Stop Losses In A Trading Strategy

Different Types of Stop Loss Approaches in Trading

Different Types of Stop Losses in Trading

If you ask any successful trader the formula for his success, you would hear all the mundane proverbial statements that those traders swear by. However, newbies have a hard time digesting the fact that immense trading success can come out of simple but boring rule-following.

Especially, one rule that all successful traders swear by and newbies ignore is cutting the trading losses short when they are small.

Losses are painful. Nobody wants them because it’s an acceptance of being wrong and being wrong is a psychological evil. But, successful trading entails taking losses, a lot of them in fact.

Therefore, it's vital for all the traders to make peace with losses.

Taking losses isn’t as straightforward as it sounds. One must have rules to determine when the trade has gone sour to not kill a trade prematurely.
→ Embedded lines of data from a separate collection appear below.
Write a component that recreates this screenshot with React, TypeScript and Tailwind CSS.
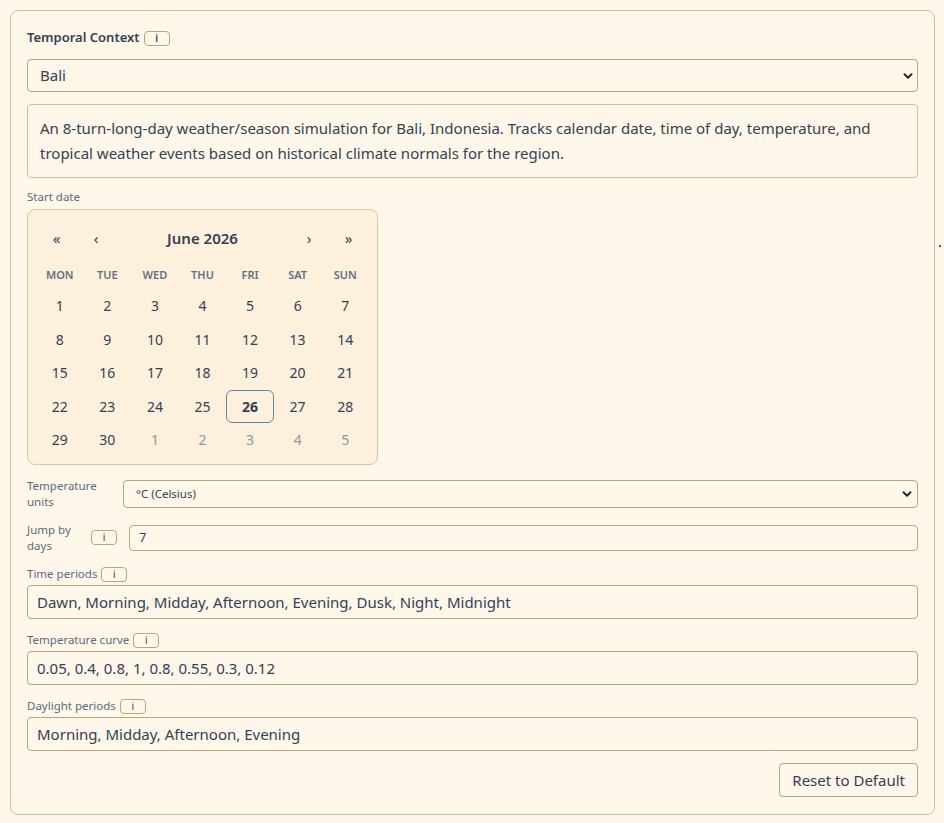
import * as React from "react"

const font = { fontFamily: '"Noto Sans", "Open Sans", sans-serif' }

function InfoButton({ className = "" }: { className?: string }) {
  return (
    <button
      type="button"
      className={`inline-flex h-[15px] w-[26px] items-center justify-center rounded-[4px] border border-[#bba57a] bg-[#fef7ea] text-[10px] leading-none text-[#334155] ${className}`}
    >
      i
    </button>
  )
}

function Chevron() {
  return (
    <svg width="12" height="12" viewBox="0 0 12 12" className="text-[#1f2a37]">
      <path d="M2.5 4.2 6 7.7 9.5 4.2" fill="none" stroke="currentColor" strokeWidth="2" strokeLinecap="round" strokeLinejoin="round" />
    </svg>
  )
}

const weekdays = ["MON", "TUE", "WED", "THU", "FRI", "SAT", "SUN"]

function Calendar() {
  const days: { n: number; muted?: boolean; selected?: boolean }[] = []
  for (let i = 1; i <= 30; i++) days.push({ n: i, selected: i === 26 })
  for (let i = 1; i <= 5; i++) days.push({ n: i, muted: true })

  return (
    <div className="w-[351px] rounded-[8px] border border-[#dcc7a0] bg-[#fdf0dc] px-[8px] pb-[8px] pt-[15px]">
      <div className="flex h-[26px] items-center text-[15px] text-[#334155]">
        <span className="w-[41px] text-center">«</span>
        <span className="w-[38px] text-center">‹</span>
        <span className="flex-1 text-center font-semibold">June 2026</span>
        <span className="w-[38px] text-center">›</span>
        <span className="w-[41px] text-center">»</span>
      </div>
      <div className="mt-[14px] grid grid-cols-7">
        {weekdays.map((d) => (
          <div key={d} className="flex h-[20px] items-center justify-center text-[11px] font-semibold text-[#5f7285]">
            {d}
          </div>
        ))}
      </div>
      <div className="mt-[4px] grid grid-cols-7 gap-y-[0.5px]">
        {days.map((d, i) => (
          <div
            key={i}
            className={`flex h-[33px] items-center justify-center text-[14px] ${
              d.selected
                ? "rounded-[6px] border border-[#5d88ab] font-bold text-[#334155]"
                : d.muted
                ? "text-[#8a98a8]"
                : "text-[#334155]"
            }`}
          >
            {d.n}
          </div>
        ))}
      </div>
    </div>
  )
}

function TextField({ label, value, className = "" }: { label: string; value: string; className?: string }) {
  return (
    <div className={className}>
      <div className="flex h-[18px] items-center gap-[4px] text-[11.5px] text-[#5b6b7e]">
        <span>{label}</span>
        <InfoButton />
      </div>
      <div className="mt-[2px] flex h-[34px] items-center rounded-[4px] border border-[#bba57a] px-[9px] text-[15px] text-[#334155]">
        {value}
      </div>
    </div>
  )
}

export default function App() {
  return (
    <div className="relative min-h-[823px] bg-[#fef7ea] pl-[10px] pr-[9px] pt-[10px]" style={font}>
      <div className="absolute left-[939px] top-[245px] h-[2px] w-[2px] bg-[#e0201a]" />
      <div className="rounded-[8px] border border-[#d4bf94] pb-[17px] pl-[16px] pr-[16px] pt-[18px]">
        <div className="flex h-[18px] items-center gap-[4px] text-[13px] font-semibold text-[#334155]">
          <span>Temporal Context</span>
          <InfoButton />
        </div>

        <div className="mt-[12px] flex h-[33px] items-center justify-between rounded-[4px] border border-[#bba57a] pl-[12px] pr-[3px] text-[15px] text-[#334155]">
          <span>Bali</span>
          <Chevron />
        </div>

        <div className="mt-[12px] rounded-[4px] border border-[#d4bf94] px-[12px] py-[11px] text-[15px] leading-[25px] text-[#334155]">
          An 8-turn-long-day weather/season simulation for Bali, Indonesia. Tracks calendar date, time of day,
          temperature, and tropical weather events based on historical climate normals for the region.
        </div>

        <div className="mt-[11px] text-[11.5px] leading-[16px] text-[#5b6b7e]">Start date</div>
        <div className="mt-[4px]">
          <Calendar />
        </div>

        <div className="mt-[13px] flex items-center gap-[8px]">
          <div className="w-[88px] text-[11.5px] leading-[16px] text-[#5b6b7e]">
            Temperature
            <br />
            units
          </div>
          <div className="flex h-[28px] flex-1 items-center justify-between rounded-[4px] border border-[#bba57a] pl-[12px] pr-[4px] text-[11.5px] text-[#334155]">
            <span>°C (Celsius)</span>
            <Chevron />
          </div>
        </div>

        <div className="mt-[12px] flex items-center">
          <div className="w-[64px] text-[11.5px] leading-[16px] text-[#5b6b7e]">
            Jump by
            <br />
            days
          </div>
          <InfoButton className="-mt-[2px]" />
          <div className="ml-[12px] flex h-[26px] flex-1 items-center rounded-[4px] border border-[#bba57a] px-[9px] text-[13px] text-[#334155]">
            7
          </div>
        </div>

        <TextField className="mt-[11px]" label="Time periods" value="Dawn, Morning, Midday, Afternoon, Evening, Dusk, Night, Midnight" />
        <TextField className="mt-[12px]" label="Temperature curve" value="0.05, 0.4, 0.8, 1, 0.8, 0.55, 0.3, 0.12" />
        <TextField className="mt-[12px]" label="Daylight periods" value="Morning, Midday, Afternoon, Evening" />

        <div className="mt-[12px] flex justify-end">
          <button
            type="button"
            className="h-[34px] rounded-[4px] border border-[#bba57a] px-[12px] text-[15px] text-[#334155]"
          >
            Reset to Default
          </button>
        </div>
      </div>
    </div>
  )
}
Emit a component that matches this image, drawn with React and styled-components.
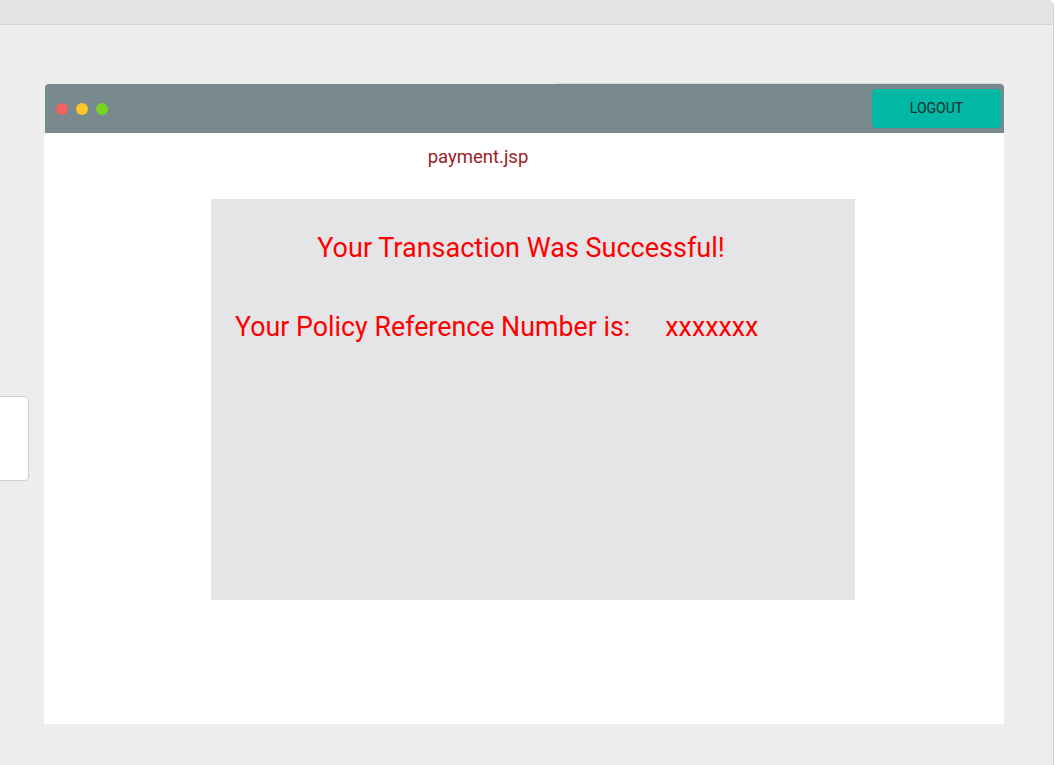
import styled, { createGlobalStyle } from "styled-components";

const GlobalStyle = createGlobalStyle`
  html, body {
    margin: 0;
    padding: 0;
    background: #ffffff;
    font-family: Roboto, "Liberation Sans", Arial, sans-serif;
  }
`;

const Frame = styled.div`
  width: 1053px;
  height: 765px;
  background: #ededed;
  border-right: 1px solid #d2d2d2;
  border-top-right-radius: 6px;
  overflow: hidden;
`;

const TopBar = styled.div`
  height: 24px;
  background: #e3e3e3;
  border-bottom: 1px solid #d6d6d6;
`;

const Stage = styled.div`
  position: relative;
  padding: 59px 0 0 44px;
`;

const SideCard = styled.div`
  position: absolute;
  left: -10px;
  top: 371px;
  width: 37px;
  height: 83px;
  background: #ffffff;
  border: 1px solid #cfcfcf;
  border-radius: 4px;
`;

const Window = styled.div`
  width: 960px;
  height: 640px;
  display: flex;
  flex-direction: column;
`;

const Header = styled.div`
  position: relative;
  height: 49px;
  margin-left: 1px;
  background: #798a8f;
  border-radius: 4px 4px 0 0;
  display: flex;
  align-items: center;
  padding: 0 3px 0 11px;

  &::after {
    content: "";
    position: absolute;
    left: 511px;
    right: 2px;
    top: -1px;
    height: 1px;
    background: #d4d9da;
  }
`;

const Dots = styled.div`
  display: flex;
  gap: 8px;
  flex: 1;
`;

const Dot = styled.span`
  width: 12px;
  height: 12px;
  border-radius: 50%;
  background: ${(p) => p.color};
`;

const LogoutButton = styled.button`
  width: 129px;
  height: 39px;
  margin-top: -1px;
  border: none;
  border-radius: 4px;
  background: #00b8a3;
  color: #1d2a2a;
  font-family: Roboto, "Liberation Sans", Arial, sans-serif;
  font-size: 14px;
  padding: 0;
  cursor: pointer;
`;

const Body = styled.div`
  flex: 1;
  background: #ffffff;
  display: flex;
  flex-direction: column;
`;

const PageName = styled.div`
  height: 48px;
  padding: 12px 92px 0 0;
  box-sizing: border-box;
  text-align: center;
  color: #9b2226;
  font-size: 18.5px;
  line-height: 24px;
`;

const Panel = styled.div`
  width: 644px;
  height: 401px;
  margin: 18px 0 0 167px;
  background: #e5e5e7;
  color: #ff0000;
  font-size: 27px;
  line-height: 32px;
  padding-top: 33px;
  box-sizing: border-box;
`;

const Heading = styled.div`
  text-align: center;
  padding-right: 24px;
`;

const RefRow = styled.div`
  display: flex;
  gap: 35px;
  margin-top: 47px;
  padding-left: 24px;
  font-size: 26.8px;
`;

export default function App() {
  return (
    <>
      <GlobalStyle />
      <Frame>
        <TopBar />
        <Stage>
          <SideCard />
          <Window>
            <Header>
              <Dots>
                <Dot color="#f36262" />
                <Dot color="#fdc72b" />
                <Dot color="#79d220" />
              </Dots>
              <LogoutButton>LOGOUT</LogoutButton>
            </Header>
            <Body>
              <PageName>payment.jsp</PageName>
              <Panel>
                <Heading>Your Transaction Was Successful!</Heading>
                <RefRow>
                  <span>Your Policy Reference Number is:</span>
                  <span>xxxxxxx</span>
                </RefRow>
              </Panel>
            </Body>
          </Window>
        </Stage>
      </Frame>
    </>
  );
}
Rules are essential to determine stop-losses, because, without rules, emotions will dominate your decision making, which will hardly produce the right outcome.

To help you with that, here are some frameworks that can help you formulate a few stop-loss rules for your trading.

Initial stop loss after entering a trade.

Your initial stop loss must be decided before entering the trade. You must set this stop loss keeping in mind the kind of reward you are gunning for.

Your percentage stop loss on any trade should be half or less of what you expect to gain from the trade. Under no circumstance, the stop loss should be higher than your average gain in your winning bets.

The best traders set their stop loss based on technical analysis. They observe how the chart has set up and determine their stop loss based on price breaching critical levels or the price behaviour becoming abnormal.

For example in the chart below, the ideal buy point for a breakout trader would have been when the price closed at a new high, with the stop loss close to the support zone towards the low of the set-up.

Sometimes the set-up would not have a low-risk entry point and the support zone could be too far from the buy price, in which case, you can set an absolute percentage as stop loss (not my recommendation). The absolute percentage, in this case, can simply be the average stop loss from your own historical trading.